Like I said before, trying to rule out 'grue' on grounds of language rules is weak. It is missing the point.
• 64
Like my age? That changes on my birthday? I am always "my age," but my age changes. "people my age remember the assassination of President Kennedy." A stable truth using a changing predicate.

Hm, this is actually surprisingly difficult to answer for me.

On the surface of it, I have an easy "no, not like that". "My age" has a stable meaning, no matter when you say it. "Grue", in my reading, does not. "Grue" does not mean "first green, then blue". It means "either green or blue, depending on which side of time T we check".

There is something they have in common though: they both invoke context. To endow "my age" with meaning, you need to know who speaks and - approximately - how old s/he is. To endow "grue" with meaning, you need to know when the utterance is spoken in relation to time T.

At the same time, though, there's still a difference.

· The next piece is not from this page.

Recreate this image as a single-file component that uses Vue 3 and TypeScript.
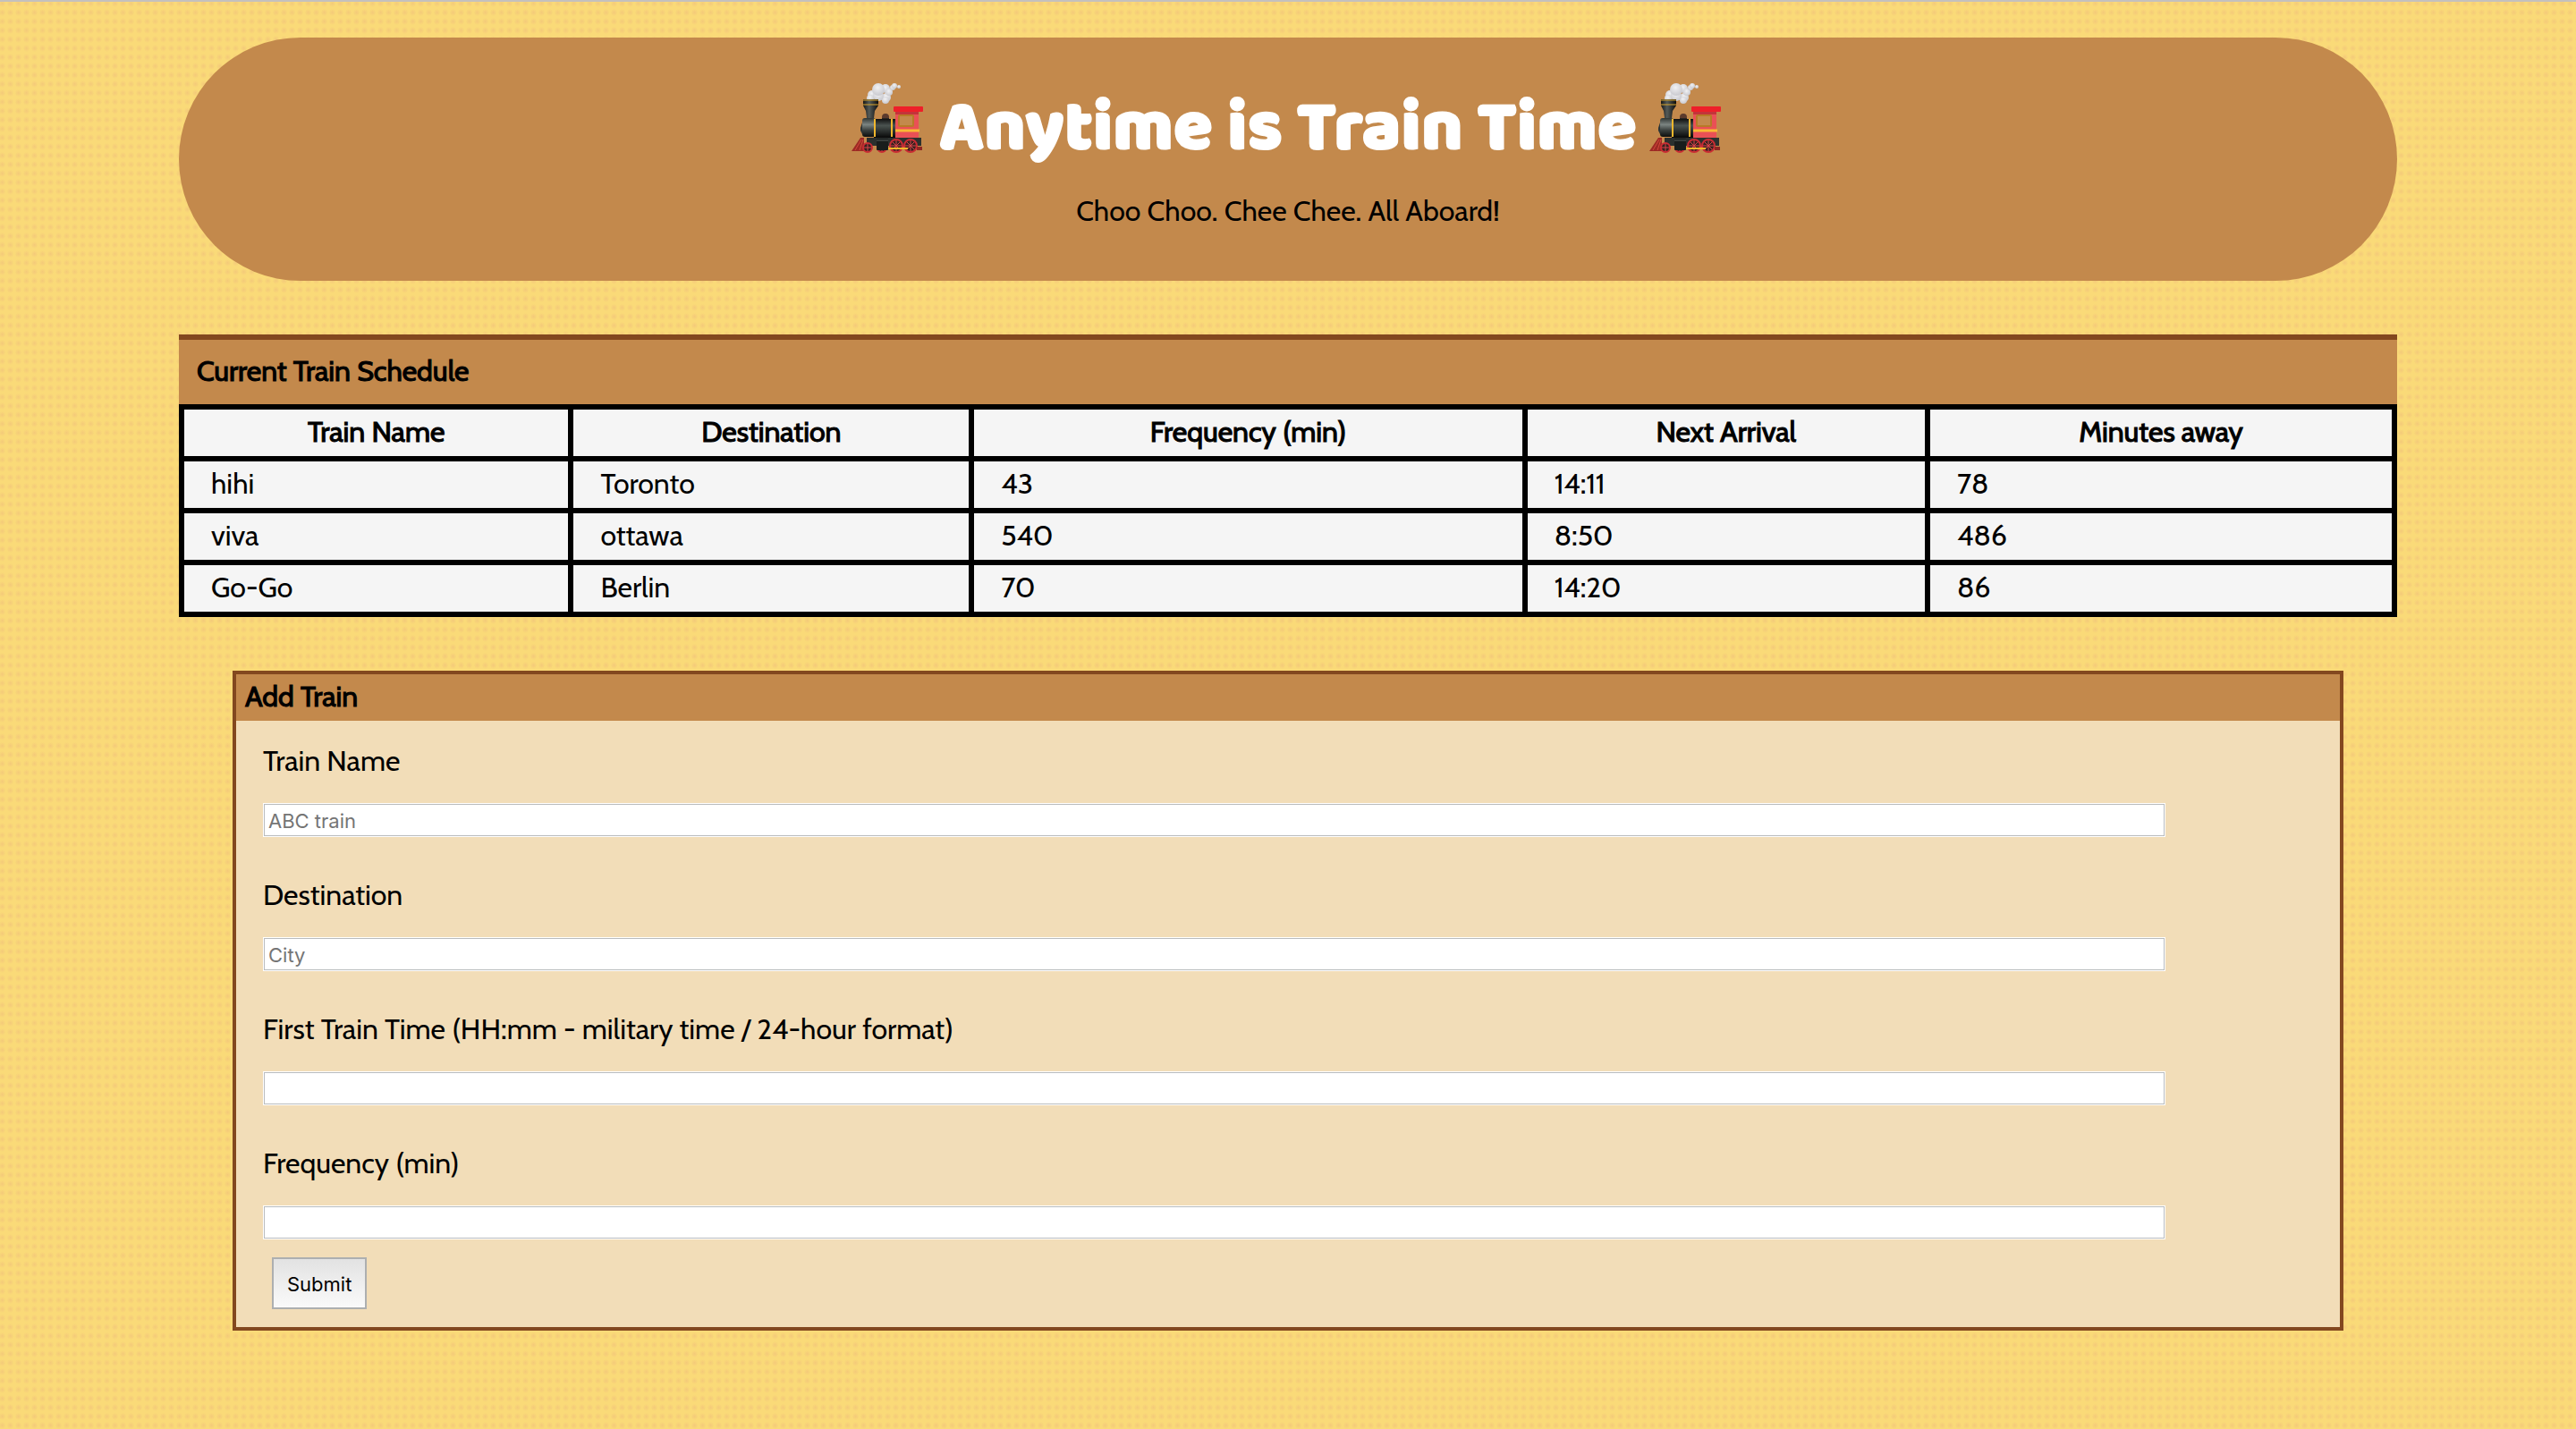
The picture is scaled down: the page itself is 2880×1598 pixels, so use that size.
<script setup lang="ts">
import { reactive } from 'vue'

interface Train {
  name: string
  destination: string
  frequency: number
  next: string
  away: number
}

interface Field {
  id: 'name' | 'destination' | 'first' | 'frequency'
  label: string
  placeholder: string
}

const columns: string[] = ['Train Name', 'Destination', 'Frequency (min)', 'Next Arrival', 'Minutes away']

const trains: Train[] = [
  { name: 'hihi', destination: 'Toronto', frequency: 43, next: '14:11', away: 78 },
  { name: 'viva', destination: 'ottawa', frequency: 540, next: '8:50', away: 486 },
  { name: 'Go-Go', destination: 'Berlin', frequency: 70, next: '14:20', away: 86 },
]

const fields: Field[] = [
  { id: 'name', label: 'Train Name', placeholder: 'ABC train' },
  { id: 'destination', label: 'Destination', placeholder: 'City' },
  { id: 'first', label: 'First Train Time (HH:mm - military time / 24-hour format)', placeholder: '' },
  { id: 'frequency', label: 'Frequency (min)', placeholder: '' },
]

const form = reactive({ name: '', destination: '', first: '', frequency: '' })
</script>

<template>
  <div class="page">
    <svg class="defs" aria-hidden="true">
      <defs>
        <linearGradient id="boiler" x1="0" y1="0" x2="0" y2="1">
          <stop offset="0" stop-color="#2f3533" />
          <stop offset="0.35" stop-color="#7c8582" />
          <stop offset="0.65" stop-color="#3a403e" />
          <stop offset="1" stop-color="#0d0f0e" />
        </linearGradient>
        <linearGradient id="barrel" x1="0" y1="0" x2="0" y2="1">
          <stop offset="0" stop-color="#111" />
          <stop offset="0.35" stop-color="#4b5350" />
          <stop offset="1" stop-color="#080808" />
        </linearGradient>
        <linearGradient id="stack" x1="0" y1="0" x2="1" y2="0">
          <stop offset="0" stop-color="#161616" />
          <stop offset="0.4" stop-color="#555b58" />
          <stop offset="1" stop-color="#0c0c0c" />
        </linearGradient>
        <radialGradient id="puff" cx="0.45" cy="0.35" r="0.7">
          <stop offset="0" stop-color="#f1f1f3" />
          <stop offset="1" stop-color="#c6c6cc" />
        </radialGradient>
        <symbol id="engine" viewBox="0 0 84 80">
          <g fill="url(#puff)">
            <circle cx="23" cy="14" r="5" />
            <circle cx="21" cy="18" r="4" />
            <circle cx="39" cy="17" r="5" />
            <circle cx="38" cy="20" r="4" />
            <circle cx="30" cy="15" r="6" />
            <circle cx="38" cy="7" r="5" />
            <circle cx="42" cy="11" r="4" />
            <circle cx="30" cy="8" r="7" />
            <circle cx="46" cy="6" r="3" />
            <circle cx="48" cy="4" r="3" />
            <circle cx="53" cy="5" r="2" />
          </g>
          <path d="M13 19h17v7l-4 6-1 8h-8l-1-8-3-6z" fill="url(#stack)" />
          <path d="M13 20h17M13 25h17" stroke="#d9a52c" stroke-width="1" />
          <circle cx="38" cy="39" r="4" fill="#5b3a2c" />
          <path d="M34 40h8v4h-8z" fill="#2b2622" />
          <rect x="12" y="40" width="15" height="21" rx="3" fill="url(#boiler)" />
          <path d="M12 45l-2 6v3l2 4z" fill="#2a3437" />
          <rect x="25" y="41" width="26" height="21" fill="url(#barrel)" />
          <path d="M26 41v20M45 41v20" stroke="#f0b72d" stroke-width="2" />
          <path d="M49 32h26v35H49z" fill="#ea5055" />
          <path d="M49 33h26v3H49z" fill="#c3343a" />
          <rect x="47" y="27" width="33" height="6" rx="1" fill="#ee1f29" />
          <rect x="53" y="37" width="16" height="12" rx="1" fill="#c3894c" stroke="#b87a26" stroke-width="2" />
          <path d="M49 54h27" stroke="#f8b834" stroke-width="3" />
          <path d="M17 62h61v9H17z" fill="#2b302e" />
          <path d="M10 62h4v15H0z" fill="#9d2a24" />
          <path d="M11 64L4 76M13 64l-4 12" stroke="#d3473b" stroke-width="1" />
          <g fill="#35221f" stroke="#c92c33" stroke-width="2">
            <circle cx="18" cy="73" r="5" />
            <circle cx="34" cy="73" r="5" />
            <circle cx="50" cy="71" r="7" />
            <circle cx="66" cy="71" r="7" />
          </g>
          <path d="M18 69v8M14 73h8M34 69v8M30 73h8M50 65v12M44 71h12M46 67l8 8M54 67l-8 8M66 65v12M60 71h12M62 67l8 8M70 67l-8 8" stroke="#d9434a" stroke-width="1" />
          <rect x="28" y="63" width="13" height="13" rx="1" fill="#191d1c" />
          <path d="M28 65h13" stroke="#59605d" stroke-width="1" />
          <path d="M41 74h22" stroke="#f4b52d" stroke-width="2" />
          <path d="M73 72h6v4h-6z" fill="#8e2723" />
        </symbol>
      </defs>
    </svg>

    <header class="banner">
      <h1>
        <svg class="engine" role="img" aria-label="Locomotive"><use href="#engine" /></svg>
        <span>Anytime is Train Time</span>
        <svg class="engine" role="img" aria-label="Locomotive"><use href="#engine" /></svg>
      </h1>
      <p>Choo Choo. Chee Chee. All Aboard!</p>
    </header>

    <main>
      <section class="schedule">
        <h2>Current Train Schedule</h2>
        <table>
          <colgroup>
            <col class="c-name" />
            <col class="c-dest" />
            <col class="c-freq" />
            <col class="c-next" />
            <col class="c-away" />
          </colgroup>
          <thead>
            <tr>
              <th v-for="c in columns" :key="c" scope="col">{{ c }}</th>
            </tr>
          </thead>
          <tbody>
            <tr v-for="t in trains" :key="t.name">
              <td>{{ t.name }}</td>
              <td>{{ t.destination }}</td>
              <td>{{ t.frequency }}</td>
              <td>{{ t.next }}</td>
              <td>{{ t.away }}</td>
            </tr>
          </tbody>
        </table>
      </section>

      <section class="add">
        <h2>Add Train</h2>
        <form @submit.prevent>
          <div v-for="f in fields" :key="f.id" class="field">
            <label :for="f.id">{{ f.label }}</label>
            <input :id="f.id" v-model="form[f.id]" type="text" :placeholder="f.placeholder" />
          </div>
          <button type="submit">Submit</button>
        </form>
      </section>
    </main>
  </div>
</template>

<style>
html,
body {
  min-height: 100%;
}

body {
  margin: 0;
  background-color: #fada78;
  background-image: radial-gradient(circle, #f4ca7a 0, #f4ca7a00 4px);
  background-size: 9px 10px;
  background-position: 7px 9px;
}
</style>

<style scoped>
.page {
  box-sizing: border-box;
  border-top: 2px solid #c4c1bd;
  padding: 40px 200px 110px;
  font-family: Cabin, Lato, sans-serif;
  font-size: 32px;
  line-height: 40px;
  color: #000;
}

.defs {
  position: absolute;
  width: 0;
  height: 0;
}

.banner {
  box-sizing: border-box;
  min-height: 272px;
  padding-top: 50px;
  border-radius: 136px;
  background: #c3894c;
  text-align: center;
}

.banner h1 {
  display: flex;
  justify-content: center;
  align-items: flex-start;
  gap: 14px;
  margin: 0;
  font-family: Baloo, "Baloo 2", "Baloo Bhai 2", "Baloo Bhai", Lato, sans-serif;
  font-size: 80px;
  font-weight: 900;
  line-height: 104px;
  color: #fff;
  -webkit-text-stroke: 2px #fff;
}

.engine {
  width: 84px;
  height: 80px;
  flex: none;
}

.banner p {
  margin: 20px 0 0;
}

.schedule {
  margin-top: 60px;
}

h2,
th {
  font-weight: 400;
  -webkit-text-stroke: 1px #000;
}

h2 {
  margin: 0;
  font-size: 32px;
  line-height: 40px;
}

.schedule h2 {
  padding: 15px 20px 17px;
  border-top: 6px solid #83481f;
  background: #c3894c;
}

table {
  width: 100%;
  table-layout: fixed;
  border-collapse: collapse;
  background: #f5f5f5;
}

.c-name {
  width: 17.6%;
}

.c-dest {
  width: 18.1%;
}

.c-freq {
  width: 25%;
}

.c-next {
  width: 18.2%;
}

.c-away {
  width: 21.1%;
}

th,
td {
  padding: 5px 30px 7px;
  border: 6px solid #000;
  line-height: 40px;
}

th {
  text-align: center;
}

td {
  text-align: left;
}

.add {
  margin: 60px 60px 0;
  border: 4px solid #83481f;
  background: #f2ddb8;
}

.add h2 {
  padding: 5px 10px 7px;
  background: #c3894c;
}

form {
  padding: 25px 30px 20px;
}

.field {
  display: flex;
  flex-direction: column;
  gap: 27px;
  margin-bottom: 45px;
}

.field input {
  box-sizing: border-box;
  width: 92.8%;
  height: 38px;
  padding: 2px 5px 0;
  border: 1px solid #fff;
  border-radius: 0;
  outline: 1px solid #b9bcbe;
  outline-offset: -2px;
  background: #fff;
  font-family: Inter, sans-serif;
  font-size: 22px;
}

.field input::placeholder {
  color: #757575;
}

.field:last-of-type {
  margin-bottom: 20px;
}

button {
  display: block;
  height: 58px;
  margin-left: 10px;
  padding: 2px 15px 0;
  border: 2px solid #adafb0;
  border-radius: 0;
  background: linear-gradient(#e2e2e2, #fafafa);
  font-family: Inter, sans-serif;
  font-size: 22px;
  color: #000;
}
</style>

You can point at a picture of a man and say "that's a man my age", and if it was true when the picture was taken, it's still true when you look at the picture. However, if you take a picture of grue object and look at it after time T, you're not looking a grue object, even though the object was grue when you took the picture and the colour hasn't changed.

Similarly, when you say "I want to see a grue thing," you know that you want to see either a green or a blue object, and that seeing a green thing too late or a blue thing to early won't count.

Words like "my" are indexical. Words like "mortal" describe a typical form of change. Words like "grue"... have something much like natural language change worked into the definition? The closest real-life equivalent I can think of is applying legal terms when laws change the interpretation of the terms at a certain date (except it's defined into a word from the get go and isn't actually change; you could define "grue" as undergoing a the meaning change every other day (even/odd dates), except defining it like this creates a regularity you can observe and isn't very useful for challenging induction).